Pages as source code
⁂
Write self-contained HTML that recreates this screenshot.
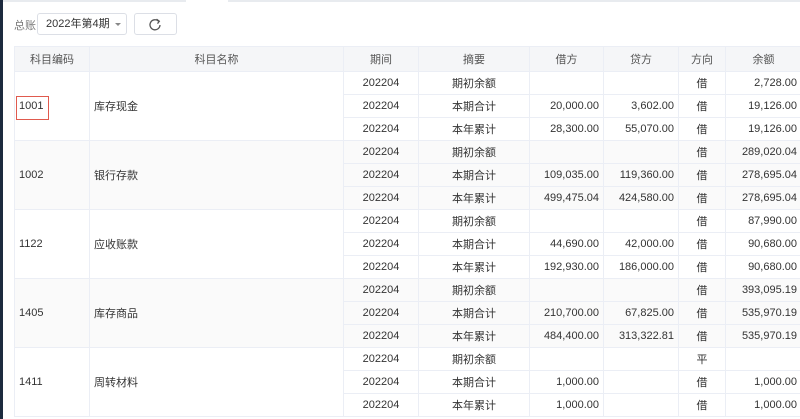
<!DOCTYPE html>
<html><head><meta charset="utf-8"><style>
*{margin:0;padding:0;box-sizing:border-box}
body{width:800px;height:419px;overflow:hidden;background:#fff;font-family:"Liberation Sans","Noto Sans CJK SC",sans-serif;font-size:11px;color:#333;position:relative}
.side{position:absolute;left:0;top:0;width:3px;height:419px;background:#1c2a3e}
.topbar{position:absolute;left:3px;top:0;right:0;height:2px;background:#e8ebef}
.topw{position:absolute;left:186px;top:0;width:42px;height:2px;background:#fff}
.lbl{position:absolute;left:14px;top:17px;color:#777;font-size:11px}
.sel{position:absolute;left:37px;top:13px;width:90px;height:22px;border:1px solid #dcdfe6;border-radius:3px;padding-left:8px;line-height:20px;font-size:11px;color:#333}
.sel .ar{position:absolute;right:5px;top:9px;width:0;height:0;border-left:3px solid transparent;border-right:3px solid transparent;border-top:3px solid #888}
.btn{position:absolute;left:134px;top:13px;width:43px;height:22px;border:1px solid #dcdfe6;border-radius:3px}
table{position:absolute;left:14px;top:46px;border-collapse:collapse;table-layout:fixed;width:787px}
td,th{border:1px solid #ebeef5;height:23px;padding:0 4px;font-weight:normal;white-space:nowrap;overflow:hidden}
th{height:25px;background:#f5f6f8;color:#555;text-align:center}
.c{text-align:center}.r{text-align:right}
tr.g td{background:#fafafa}
.red{position:absolute;left:16px;top:96px;width:33px;height:24px;border:1.5px solid #e05a4e}
</style></head><body>
<div class="side"></div><div class="topbar"></div><div class="topw"></div>
<div class="lbl">总账</div>
<div class="sel">2022年第4期<span class="ar"></span></div>
<div class="btn"><svg width="43" height="22" viewBox="0 0 43 22" style="position:absolute;left:-1px;top:-1px"><path d="M24.5 8.2A5 5 0 1 0 26 12" fill="none" stroke="#555" stroke-width="1.3"/><path d="M22.5 6.2L25.3 8.3L23.5 10.6" fill="none" stroke="#555" stroke-width="1.3"/></svg></div>
<table>
<colgroup><col style="width:75px"><col style="width:254px"><col style="width:75px"><col style="width:111px"><col style="width:74px"><col style="width:75px"><col style="width:47px"><col style="width:76px"></colgroup>
<tr><th>科目编码</th><th>科目名称</th><th>期间</th><th>摘要</th><th>借方</th><th>贷方</th><th>方向</th><th>余额</th></tr>
<tr><td rowspan="3">1001</td><td rowspan="3">库存现金</td><td class="c">202204</td><td class="c">期初余额</td><td></td><td></td><td class="c">借</td><td class="r">2,728.00</td></tr>
<tr><td class="c">202204</td><td class="c">本期合计</td><td class="r">20,000.00</td><td class="r">3,602.00</td><td class="c">借</td><td class="r">19,126.00</td></tr>
<tr><td class="c">202204</td><td class="c">本年累计</td><td class="r">28,300.00</td><td class="r">55,070.00</td><td class="c">借</td><td class="r">19,126.00</td></tr>
<tr class="g"><td rowspan="3">1002</td><td rowspan="3">银行存款</td><td class="c">202204</td><td class="c">期初余额</td><td></td><td></td><td class="c">借</td><td class="r">289,020.04</td></tr>
<tr class="g"><td class="c">202204</td><td class="c">本期合计</td><td class="r">109,035.00</td><td class="r">119,360.00</td><td class="c">借</td><td class="r">278,695.04</td></tr>
<tr class="g"><td class="c">202204</td><td class="c">本年累计</td><td class="r">499,475.04</td><td class="r">424,580.00</td><td class="c">借</td><td class="r">278,695.04</td></tr>
<tr><td rowspan="3">1122</td><td rowspan="3">应收账款</td><td class="c">202204</td><td class="c">期初余额</td><td></td><td></td><td class="c">借</td><td class="r">87,990.00</td></tr>
<tr><td class="c">202204</td><td class="c">本期合计</td><td class="r">44,690.00</td><td class="r">42,000.00</td><td class="c">借</td><td class="r">90,680.00</td></tr>
<tr><td class="c">202204</td><td class="c">本年累计</td><td class="r">192,930.00</td><td class="r">186,000.00</td><td class="c">借</td><td class="r">90,680.00</td></tr>
<tr class="g"><td rowspan="3">1405</td><td rowspan="3">库存商品</td><td class="c">202204</td><td class="c">期初余额</td><td></td><td></td><td class="c">借</td><td class="r">393,095.19</td></tr>
<tr class="g"><td class="c">202204</td><td class="c">本期合计</td><td class="r">210,700.00</td><td class="r">67,825.00</td><td class="c">借</td><td class="r">535,970.19</td></tr>
<tr class="g"><td class="c">202204</td><td class="c">本年累计</td><td class="r">484,400.00</td><td class="r">313,322.81</td><td class="c">借</td><td class="r">535,970.19</td></tr>
<tr><td rowspan="3">1411</td><td rowspan="3">周转材料</td><td class="c">202204</td><td class="c">期初余额</td><td></td><td></td><td class="c">平</td><td class="r"></td></tr>
<tr><td class="c">202204</td><td class="c">本期合计</td><td class="r">1,000.00</td><td class="r"></td><td class="c">借</td><td class="r">1,000.00</td></tr>
<tr><td class="c">202204</td><td class="c">本年累计</td><td class="r">1,000.00</td><td class="r"></td><td class="c">借</td><td class="r">1,000.00</td></tr>
</table>
<div class="red"></div>
</body></html>
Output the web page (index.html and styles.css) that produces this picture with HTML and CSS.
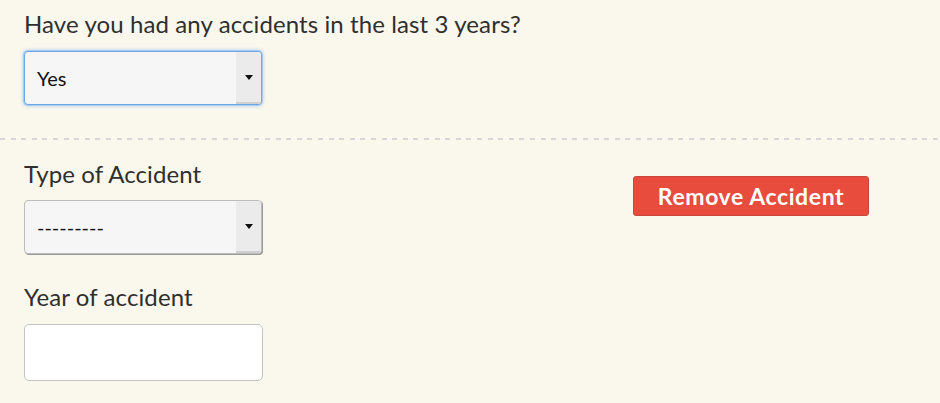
⁂
### Job
Copy the records above exactly. The pictures are not part of the copy.

### Finished answer
Write self-contained HTML that recreates this screenshot.
<!DOCTYPE html>
<html><head><meta charset="utf-8"><style>
*{margin:0;padding:0;box-sizing:border-box}
body{width:800px;height:419px;overflow:hidden;background:#fff;font-family:"Liberation Sans","Noto Sans CJK SC",sans-serif;font-size:11px;color:#333;position:relative}
.side{position:absolute;left:0;top:0;width:3px;height:419px;background:#1c2a3e}
.topbar{position:absolute;left:3px;top:0;right:0;height:2px;background:#e8ebef}
.topw{position:absolute;left:186px;top:0;width:42px;height:2px;background:#fff}
.lbl{position:absolute;left:14px;top:17px;color:#777;font-size:11px}
.sel{position:absolute;left:37px;top:13px;width:90px;height:22px;border:1px solid #dcdfe6;border-radius:3px;padding-left:8px;line-height:20px;font-size:11px;color:#333}
.sel .ar{position:absolute;right:5px;top:9px;width:0;height:0;border-left:3px solid transparent;border-right:3px solid transparent;border-top:3px solid #888}
.btn{position:absolute;left:134px;top:13px;width:43px;height:22px;border:1px solid #dcdfe6;border-radius:3px}
table{position:absolute;left:14px;top:46px;border-collapse:collapse;table-layout:fixed;width:787px}
td,th{border:1px solid #ebeef5;height:23px;padding:0 4px;font-weight:normal;white-space:nowrap;overflow:hidden}
th{height:25px;background:#f5f6f8;color:#555;text-align:center}
.c{text-align:center}.r{text-align:right}
tr.g td{background:#fafafa}
.red{position:absolute;left:16px;top:96px;width:33px;height:24px;border:1.5px solid #e05a4e}
</style></head><body>
<div class="side"></div><div class="topbar"></div><div class="topw"></div>
<div class="lbl">总账</div>
<div class="sel">2022年第4期<span class="ar"></span></div>
<div class="btn"><svg width="43" height="22" viewBox="0 0 43 22" style="position:absolute;left:-1px;top:-1px"><path d="M24.5 8.2A5 5 0 1 0 26 12" fill="none" stroke="#555" stroke-width="1.3"/><path d="M22.5 6.2L25.3 8.3L23.5 10.6" fill="none" stroke="#555" stroke-width="1.3"/></svg></div>
<table>
<colgroup><col style="width:75px"><col style="width:254px"><col style="width:75px"><col style="width:111px"><col style="width:74px"><col style="width:75px"><col style="width:47px"><col style="width:76px"></colgroup>
<tr><th>科目编码</th><th>科目名称</th><th>期间</th><th>摘要</th><th>借方</th><th>贷方</th><th>方向</th><th>余额</th></tr>
<tr><td rowspan="3">1001</td><td rowspan="3">库存现金</td><td class="c">202204</td><td class="c">期初余额</td><td></td><td></td><td class="c">借</td><td class="r">2,728.00</td></tr>
<tr><td class="c">202204</td><td class="c">本期合计</td><td class="r">20,000.00</td><td class="r">3,602.00</td><td class="c">借</td><td class="r">19,126.00</td></tr>
<tr><td class="c">202204</td><td class="c">本年累计</td><td class="r">28,300.00</td><td class="r">55,070.00</td><td class="c">借</td><td class="r">19,126.00</td></tr>
<tr class="g"><td rowspan="3">1002</td><td rowspan="3">银行存款</td><td class="c">202204</td><td class="c">期初余额</td><td></td><td></td><td class="c">借</td><td class="r">289,020.04</td></tr>
<tr class="g"><td class="c">202204</td><td class="c">本期合计</td><td class="r">109,035.00</td><td class="r">119,360.00</td><td class="c">借</td><td class="r">278,695.04</td></tr>
<tr class="g"><td class="c">202204</td><td class="c">本年累计</td><td class="r">499,475.04</td><td class="r">424,580.00</td><td class="c">借</td><td class="r">278,695.04</td></tr>
<tr><td rowspan="3">1122</td><td rowspan="3">应收账款</td><td class="c">202204</td><td class="c">期初余额</td><td></td><td></td><td class="c">借</td><td class="r">87,990.00</td></tr>
<tr><td class="c">202204</td><td class="c">本期合计</td><td class="r">44,690.00</td><td class="r">42,000.00</td><td class="c">借</td><td class="r">90,680.00</td></tr>
<tr><td class="c">202204</td><td class="c">本年累计</td><td class="r">192,930.00</td><td class="r">186,000.00</td><td class="c">借</td><td class="r">90,680.00</td></tr>
<tr class="g"><td rowspan="3">1405</td><td rowspan="3">库存商品</td><td class="c">202204</td><td class="c">期初余额</td><td></td><td></td><td class="c">借</td><td class="r">393,095.19</td></tr>
<tr class="g"><td class="c">202204</td><td class="c">本期合计</td><td class="r">210,700.00</td><td class="r">67,825.00</td><td class="c">借</td><td class="r">535,970.19</td></tr>
<tr class="g"><td class="c">202204</td><td class="c">本年累计</td><td class="r">484,400.00</td><td class="r">313,322.81</td><td class="c">借</td><td class="r">535,970.19</td></tr>
<tr><td rowspan="3">1411</td><td rowspan="3">周转材料</td><td class="c">202204</td><td class="c">期初余额</td><td></td><td></td><td class="c">平</td><td class="r"></td></tr>
<tr><td class="c">202204</td><td class="c">本期合计</td><td class="r">1,000.00</td><td class="r"></td><td class="c">借</td><td class="r">1,000.00</td></tr>
<tr><td class="c">202204</td><td class="c">本年累计</td><td class="r">1,000.00</td><td class="r"></td><td class="c">借</td><td class="r">1,000.00</td></tr>
</table>
<div class="red"></div>
</body></html>
Output the web page (index.html and styles.css) that produces this picture with HTML and CSS.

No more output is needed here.